MATERIAL:
^^^^^^^^

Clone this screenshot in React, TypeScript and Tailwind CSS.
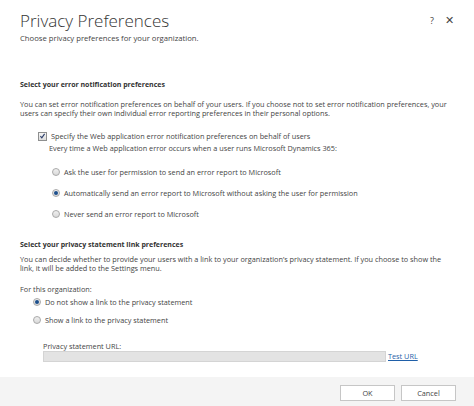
const font = "font-['Segoe_UI','Open_Sans','Liberation_Sans',sans-serif]";

function Radio({ checked }: { checked?: boolean }) {
  return (
    <span className="flex h-[8px] w-[8px] shrink-0 items-center justify-center rounded-full border border-[#a9a9a9] bg-gradient-to-b from-[#f0f0f0] to-[#d9d9d9]">
      {checked && <span className="h-[4px] w-[4px] rounded-full bg-[#1c4f8c]" />}
    </span>
  );
}

function Checkbox() {
  return (
    <span className="flex h-[9px] w-[9px] shrink-0 items-center justify-center border border-[#8e8f8f] bg-gradient-to-b from-[#f5f5f5] to-[#dcdcdc]">
      <svg viewBox="0 0 10 10" className="h-[8px] w-[8px]">
        <path d="M2 5.2 L4 7.5 L8 2" fill="none" stroke="#2c3e6b" strokeWidth="1.6" />
      </svg>
    </span>
  );
}

function RadioRow({ label, checked }: { label: string; checked?: boolean }) {
  return (
    <div className="flex h-[12px] items-center gap-[4px] leading-[12px]">
      <Radio checked={checked} />
      <span>{label}</span>
    </div>
  );
}

export default function App() {
  return (
    <div className={`flex h-[406px] w-[474px] flex-col overflow-hidden bg-white text-[7.3px] text-[#444] ${font}`}>
      <div className="flex-1 px-[20px]">
        <div className="flex items-start justify-between pt-[9px]">
          <h1 className="text-[17px] font-light leading-[23px] text-[#333]">Privacy Preferences</h1>
          <div className="flex items-center gap-[11px] pt-[3px] text-[9px] text-[#444]">
            <span>?</span>
            <span className="text-[11px]">✕</span>
          </div>
        </div>
        <p className="text-[7.7px] leading-[12px]">Choose privacy preferences for your organization.</p>

        <h2 className="mt-[35px] text-[7px] font-bold leading-[12px] text-[#333]">Select your error notification preferences</h2>
        <p className="mt-[9px] whitespace-nowrap leading-[9px]">
          <span className="block">You can set error notification preferences on behalf of your users. If you choose not to set error notification preferences, your</span>
          <span className="block">users can specify their own individual error reporting preferences in their personal options.</span>
        </p>

        <div className="mt-[12px] flex h-[12px] items-center gap-[4px] pl-[18px] leading-[12px]">
          <Checkbox />
          <span>Specify the Web application error notification preferences on behalf of users</span>
        </div>
        <p className="pl-[29px] leading-[12px]">Every time a Web application error occurs when a user runs Microsoft Dynamics 365:</p>

        <div className="mt-[12px] flex flex-col gap-[9px] pl-[32px]">
          <RadioRow label="Ask the user for permission to send an error report to Microsoft" />
          <RadioRow label="Automatically send an error report to Microsoft without asking the user for permission" checked />
          <RadioRow label="Never send an error report to Microsoft" />
        </div>

        <h2 className="mt-[19px] text-[7px] font-bold leading-[12px] text-[#333]">Select your privacy statement link preferences</h2>
        <p className="mt-[4px] whitespace-nowrap leading-[9px]">
          <span className="block">You can decide whether to provide your users with a link to your organization’s privacy statement. If you choose to show the</span>
          <span className="block">link, it will be added to the Settings menu.</span>
        </p>
        <p className="mt-[10px] leading-[12px]">For this organization:</p>
        <div className="mt-[1px] flex flex-col gap-[6px] pl-[13px]">
          <RadioRow label="Do not show a link to the privacy statement" checked />
          <RadioRow label="Show a link to the privacy statement" />
        </div>

        <div className="mt-[15px] pl-[23px]">
          <p className="leading-[10px]">Privacy statement URL:</p>
          <div className="flex items-center gap-[2px]">
            <div className="h-[11px] w-[343px] border border-[#d4d4d4] bg-[#e3e3e3]" />
            <a className="text-[#1f5fa8] underline">Test URL</a>
          </div>
        </div>
      </div>

      <div className="flex h-[29px] items-start justify-end gap-[6px] bg-[#f4f4f4] pt-[8px] pr-[18px]">
        <button className="h-[16px] w-[55px] border border-[#c6c6c6] bg-white text-[7.3px] text-[#444]">OK</button>
        <button className="h-[16px] w-[55px] border border-[#c6c6c6] bg-white text-[7.3px] text-[#444]">Cancel</button>
      </div>
    </div>
  );
}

^^^^^^^^

WHAT THE TASK ASKS: Where a line above includes "this", copy that line.

OUTPUT OF THE TASK:
Clone this screenshot in React, TypeScript and Tailwind CSS.
        <p className="mt-[10px] leading-[12px]">For this organization:</p>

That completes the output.